> [Work instructions]: Make an exact copy of the data below, leaving out every picture.

> [Supplied data]:
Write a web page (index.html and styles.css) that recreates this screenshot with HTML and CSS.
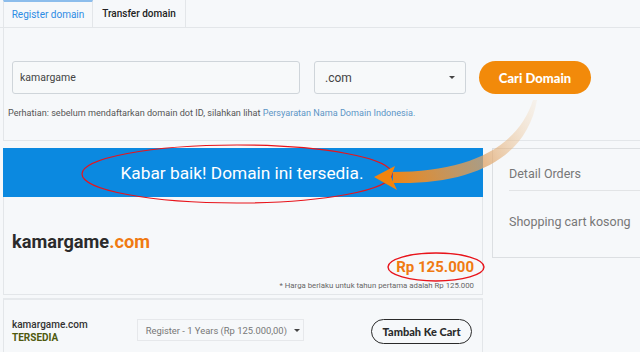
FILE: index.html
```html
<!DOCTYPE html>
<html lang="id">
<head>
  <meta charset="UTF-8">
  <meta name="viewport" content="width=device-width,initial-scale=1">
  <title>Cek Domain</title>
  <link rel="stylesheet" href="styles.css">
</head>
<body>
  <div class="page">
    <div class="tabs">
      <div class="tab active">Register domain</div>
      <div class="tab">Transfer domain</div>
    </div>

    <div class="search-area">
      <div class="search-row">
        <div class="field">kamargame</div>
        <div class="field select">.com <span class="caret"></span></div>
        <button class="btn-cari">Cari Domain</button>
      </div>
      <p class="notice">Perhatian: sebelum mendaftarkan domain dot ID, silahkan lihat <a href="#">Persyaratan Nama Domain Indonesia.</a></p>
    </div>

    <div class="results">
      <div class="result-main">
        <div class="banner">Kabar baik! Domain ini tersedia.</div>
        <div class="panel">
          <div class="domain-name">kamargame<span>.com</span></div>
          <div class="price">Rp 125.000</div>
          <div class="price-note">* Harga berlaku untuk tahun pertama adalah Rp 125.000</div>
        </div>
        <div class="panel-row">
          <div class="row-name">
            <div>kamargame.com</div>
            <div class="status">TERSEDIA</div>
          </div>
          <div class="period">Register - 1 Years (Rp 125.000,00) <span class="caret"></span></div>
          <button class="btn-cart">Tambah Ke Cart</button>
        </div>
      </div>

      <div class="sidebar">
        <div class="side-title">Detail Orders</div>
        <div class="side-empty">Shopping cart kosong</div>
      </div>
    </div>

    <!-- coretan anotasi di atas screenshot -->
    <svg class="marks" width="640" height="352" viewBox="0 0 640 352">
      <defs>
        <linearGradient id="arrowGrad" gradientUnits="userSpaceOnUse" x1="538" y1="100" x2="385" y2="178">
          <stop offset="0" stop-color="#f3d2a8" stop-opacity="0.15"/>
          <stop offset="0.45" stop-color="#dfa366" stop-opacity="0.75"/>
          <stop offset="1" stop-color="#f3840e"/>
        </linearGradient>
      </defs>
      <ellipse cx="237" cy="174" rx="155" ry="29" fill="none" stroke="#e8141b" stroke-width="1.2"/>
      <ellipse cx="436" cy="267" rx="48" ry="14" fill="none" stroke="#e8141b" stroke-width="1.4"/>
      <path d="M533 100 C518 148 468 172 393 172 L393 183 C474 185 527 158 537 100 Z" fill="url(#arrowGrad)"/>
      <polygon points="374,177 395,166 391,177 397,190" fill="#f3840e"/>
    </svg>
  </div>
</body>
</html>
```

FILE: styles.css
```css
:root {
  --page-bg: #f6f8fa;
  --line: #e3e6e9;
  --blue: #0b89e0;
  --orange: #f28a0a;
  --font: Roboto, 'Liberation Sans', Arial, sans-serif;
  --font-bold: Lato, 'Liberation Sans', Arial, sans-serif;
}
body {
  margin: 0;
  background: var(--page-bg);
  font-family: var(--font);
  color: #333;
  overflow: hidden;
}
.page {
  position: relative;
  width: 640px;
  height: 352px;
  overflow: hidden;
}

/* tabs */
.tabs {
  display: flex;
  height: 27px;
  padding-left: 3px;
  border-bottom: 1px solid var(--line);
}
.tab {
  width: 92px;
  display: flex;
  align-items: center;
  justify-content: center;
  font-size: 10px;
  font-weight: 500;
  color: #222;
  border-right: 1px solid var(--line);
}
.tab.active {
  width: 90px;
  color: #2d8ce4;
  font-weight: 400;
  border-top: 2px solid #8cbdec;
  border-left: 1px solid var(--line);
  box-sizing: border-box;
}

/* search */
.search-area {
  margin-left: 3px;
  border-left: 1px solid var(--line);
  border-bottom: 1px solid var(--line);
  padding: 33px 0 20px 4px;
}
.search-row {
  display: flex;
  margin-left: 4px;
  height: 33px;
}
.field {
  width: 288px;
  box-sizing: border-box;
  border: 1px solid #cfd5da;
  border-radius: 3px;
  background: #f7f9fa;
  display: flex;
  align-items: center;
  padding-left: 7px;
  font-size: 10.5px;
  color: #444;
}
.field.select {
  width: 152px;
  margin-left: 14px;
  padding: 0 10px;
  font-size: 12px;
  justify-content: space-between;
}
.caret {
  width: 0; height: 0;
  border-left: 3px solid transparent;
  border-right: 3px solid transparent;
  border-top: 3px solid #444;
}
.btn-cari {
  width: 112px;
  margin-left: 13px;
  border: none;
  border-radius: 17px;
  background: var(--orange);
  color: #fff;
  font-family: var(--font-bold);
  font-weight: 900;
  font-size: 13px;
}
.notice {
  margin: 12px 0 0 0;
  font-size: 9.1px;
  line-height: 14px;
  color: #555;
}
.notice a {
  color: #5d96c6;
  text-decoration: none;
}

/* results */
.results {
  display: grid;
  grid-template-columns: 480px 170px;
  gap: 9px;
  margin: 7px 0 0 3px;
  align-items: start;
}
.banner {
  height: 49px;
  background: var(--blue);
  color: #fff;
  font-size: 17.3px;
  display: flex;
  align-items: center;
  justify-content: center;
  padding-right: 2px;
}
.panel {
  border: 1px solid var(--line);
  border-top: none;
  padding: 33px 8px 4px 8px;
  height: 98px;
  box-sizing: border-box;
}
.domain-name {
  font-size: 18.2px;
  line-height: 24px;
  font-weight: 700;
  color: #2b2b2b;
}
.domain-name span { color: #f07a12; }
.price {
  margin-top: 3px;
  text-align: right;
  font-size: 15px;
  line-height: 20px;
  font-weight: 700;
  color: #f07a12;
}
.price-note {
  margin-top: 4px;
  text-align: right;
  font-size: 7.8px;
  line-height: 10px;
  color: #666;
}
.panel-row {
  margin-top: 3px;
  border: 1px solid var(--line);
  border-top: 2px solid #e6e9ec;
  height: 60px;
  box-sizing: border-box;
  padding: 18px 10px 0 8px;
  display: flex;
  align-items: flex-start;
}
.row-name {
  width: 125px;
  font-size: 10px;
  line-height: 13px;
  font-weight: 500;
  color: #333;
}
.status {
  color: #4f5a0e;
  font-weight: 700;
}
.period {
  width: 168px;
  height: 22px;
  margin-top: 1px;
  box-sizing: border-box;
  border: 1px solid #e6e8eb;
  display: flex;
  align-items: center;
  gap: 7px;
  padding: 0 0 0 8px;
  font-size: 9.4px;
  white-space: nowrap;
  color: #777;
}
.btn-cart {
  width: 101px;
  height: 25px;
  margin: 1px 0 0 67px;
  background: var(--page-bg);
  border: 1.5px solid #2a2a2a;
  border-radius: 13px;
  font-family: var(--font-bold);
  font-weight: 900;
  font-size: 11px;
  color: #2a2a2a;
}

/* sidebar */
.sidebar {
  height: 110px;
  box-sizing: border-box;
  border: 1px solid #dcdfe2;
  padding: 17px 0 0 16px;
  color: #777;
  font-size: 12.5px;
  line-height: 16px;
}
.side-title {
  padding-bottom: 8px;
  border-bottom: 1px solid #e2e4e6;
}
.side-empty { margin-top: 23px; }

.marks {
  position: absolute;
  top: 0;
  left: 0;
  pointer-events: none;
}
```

> [Correct output]:
Write a web page (index.html and styles.css) that recreates this screenshot with HTML and CSS.
FILE: index.html
```html
<!DOCTYPE html>
<html lang="id">
<head>
  <meta charset="UTF-8">
  <meta name="viewport" content="width=device-width,initial-scale=1">
  <title>Cek Domain</title>
  <link rel="stylesheet" href="styles.css">
</head>
<body>
  <div class="page">
    <div class="tabs">
      <div class="tab active">Register domain</div>
      <div class="tab">Transfer domain</div>
    </div>

    <div class="search-area">
      <div class="search-row">
        <div class="field">kamargame</div>
        <div class="field select">.com <span class="caret"></span></div>
        <button class="btn-cari">Cari Domain</button>
      </div>
      <p class="notice">Perhatian: sebelum mendaftarkan domain dot ID, silahkan lihat <a href="#">Persyaratan Nama Domain Indonesia.</a></p>
    </div>

    <div class="results">
      <div class="result-main">
        <div class="banner">Kabar baik! Domain ini tersedia.</div>
        <div class="panel">
          <div class="domain-name">kamargame<span>.com</span></div>
          <div class="price">Rp 125.000</div>
          <div class="price-note">* Harga berlaku untuk tahun pertama adalah Rp 125.000</div>
        </div>
        <div class="panel-row">
          <div class="row-name">
            <div>kamargame.com</div>
            <div class="status">TERSEDIA</div>
          </div>
          <div class="period">Register - 1 Years (Rp 125.000,00) <span class="caret"></span></div>
          <button class="btn-cart">Tambah Ke Cart</button>
        </div>
      </div>

      <div class="sidebar">
        <div class="side-title">Detail Orders</div>
        <div class="side-empty">Shopping cart kosong</div>
      </div>
    </div>

    <!-- coretan anotasi di atas screenshot -->
    <svg class="marks" width="640" height="352" viewBox="0 0 640 352">
      <defs>
        <linearGradient id="arrowGrad" gradientUnits="userSpaceOnUse" x1="538" y1="100" x2="385" y2="178">
          <stop offset="0" stop-color="#f3d2a8" stop-opacity="0.15"/>
          <stop offset="0.45" stop-color="#dfa366" stop-opacity="0.75"/>
          <stop offset="1" stop-color="#f3840e"/>
        </linearGradient>
      </defs>
      <ellipse cx="237" cy="174" rx="155" ry="29" fill="none" stroke="#e8141b" stroke-width="1.2"/>
      <ellipse cx="436" cy="267" rx="48" ry="14" fill="none" stroke="#e8141b" stroke-width="1.4"/>
      <path d="M533 100 C518 148 468 172 393 172 L393 183 C474 185 527 158 537 100 Z" fill="url(#arrowGrad)"/>
      <polygon points="374,177 395,166 391,177 397,190" fill="#f3840e"/>
    </svg>
  </div>
</body>
</html>
```

FILE: styles.css
```css
:root {
  --page-bg: #f6f8fa;
  --line: #e3e6e9;
  --blue: #0b89e0;
  --orange: #f28a0a;
  --font: Roboto, 'Liberation Sans', Arial, sans-serif;
  --font-bold: Lato, 'Liberation Sans', Arial, sans-serif;
}
body {
  margin: 0;
  background: var(--page-bg);
  font-family: var(--font);
  color: #333;
  overflow: hidden;
}
.page {
  position: relative;
  width: 640px;
  height: 352px;
  overflow: hidden;
}

/* tabs */
.tabs {
  display: flex;
  height: 27px;
  padding-left: 3px;
  border-bottom: 1px solid var(--line);
}
.tab {
  width: 92px;
  display: flex;
  align-items: center;
  justify-content: center;
  font-size: 10px;
  font-weight: 500;
  color: #222;
  border-right: 1px solid var(--line);
}
.tab.active {
  width: 90px;
  color: #2d8ce4;
  font-weight: 400;
  border-top: 2px solid #8cbdec;
  border-left: 1px solid var(--line);
  box-sizing: border-box;
}

/* search */
.search-area {
  margin-left: 3px;
  border-left: 1px solid var(--line);
  border-bottom: 1px solid var(--line);
  padding: 33px 0 20px 4px;
}
.search-row {
  display: flex;
  margin-left: 4px;
  height: 33px;
}
.field {
  width: 288px;
  box-sizing: border-box;
  border: 1px solid #cfd5da;
  border-radius: 3px;
  background: #f7f9fa;
  display: flex;
  align-items: center;
  padding-left: 7px;
  font-size: 10.5px;
  color: #444;
}
.field.select {
  width: 152px;
  margin-left: 14px;
  padding: 0 10px;
  font-size: 12px;
  justify-content: space-between;
}
.caret {
  width: 0; height: 0;
  border-left: 3px solid transparent;
  border-right: 3px solid transparent;
  border-top: 3px solid #444;
}
.btn-cari {
  width: 112px;
  margin-left: 13px;
  border: none;
  border-radius: 17px;
  background: var(--orange);
  color: #fff;
  font-family: var(--font-bold);
  font-weight: 900;
  font-size: 13px;
}
.notice {
  margin: 12px 0 0 0;
  font-size: 9.1px;
  line-height: 14px;
  color: #555;
}
.notice a {
  color: #5d96c6;
  text-decoration: none;
}

/* results */
.results {
  display: grid;
  grid-template-columns: 480px 170px;
  gap: 9px;
  margin: 7px 0 0 3px;
  align-items: start;
}
.banner {
  height: 49px;
  background: var(--blue);
  color: #fff;
  font-size: 17.3px;
  display: flex;
  align-items: center;
  justify-content: center;
  padding-right: 2px;
}
.panel {
  border: 1px solid var(--line);
  border-top: none;
  padding: 33px 8px 4px 8px;
  height: 98px;
  box-sizing: border-box;
}
.domain-name {
  font-size: 18.2px;
  line-height: 24px;
  font-weight: 700;
  color: #2b2b2b;
}
.domain-name span { color: #f07a12; }
.price {
  margin-top: 3px;
  text-align: right;
  font-size: 15px;
  line-height: 20px;
  font-weight: 700;
  color: #f07a12;
}
.price-note {
  margin-top: 4px;
  text-align: right;
  font-size: 7.8px;
  line-height: 10px;
  color: #666;
}
.panel-row {
  margin-top: 3px;
  border: 1px solid var(--line);
  border-top: 2px solid #e6e9ec;
  height: 60px;
  box-sizing: border-box;
  padding: 18px 10px 0 8px;
  display: flex;
  align-items: flex-start;
}
.row-name {
  width: 125px;
  font-size: 10px;
  line-height: 13px;
  font-weight: 500;
  color: #333;
}
.status {
  color: #4f5a0e;
  font-weight: 700;
}
.period {
  width: 168px;
  height: 22px;
  margin-top: 1px;
  box-sizing: border-box;
  border: 1px solid #e6e8eb;
  display: flex;
  align-items: center;
  gap: 7px;
  padding: 0 0 0 8px;
  font-size: 9.4px;
  white-space: nowrap;
  color: #777;
}
.btn-cart {
  width: 101px;
  height: 25px;
  margin: 1px 0 0 67px;
  background: var(--page-bg);
  border: 1.5px solid #2a2a2a;
  border-radius: 13px;
  font-family: var(--font-bold);
  font-weight: 900;
  font-size: 11px;
  color: #2a2a2a;
}

/* sidebar */
.sidebar {
  height: 110px;
  box-sizing: border-box;
  border: 1px solid #dcdfe2;
  padding: 17px 0 0 16px;
  color: #777;
  font-size: 12.5px;
  line-height: 16px;
}
.side-title {
  padding-bottom: 8px;
  border-bottom: 1px solid #e2e4e6;
}
.side-empty { margin-top: 23px; }

.marks {
  position: absolute;
  top: 0;
  left: 0;
  pointer-events: none;
}
```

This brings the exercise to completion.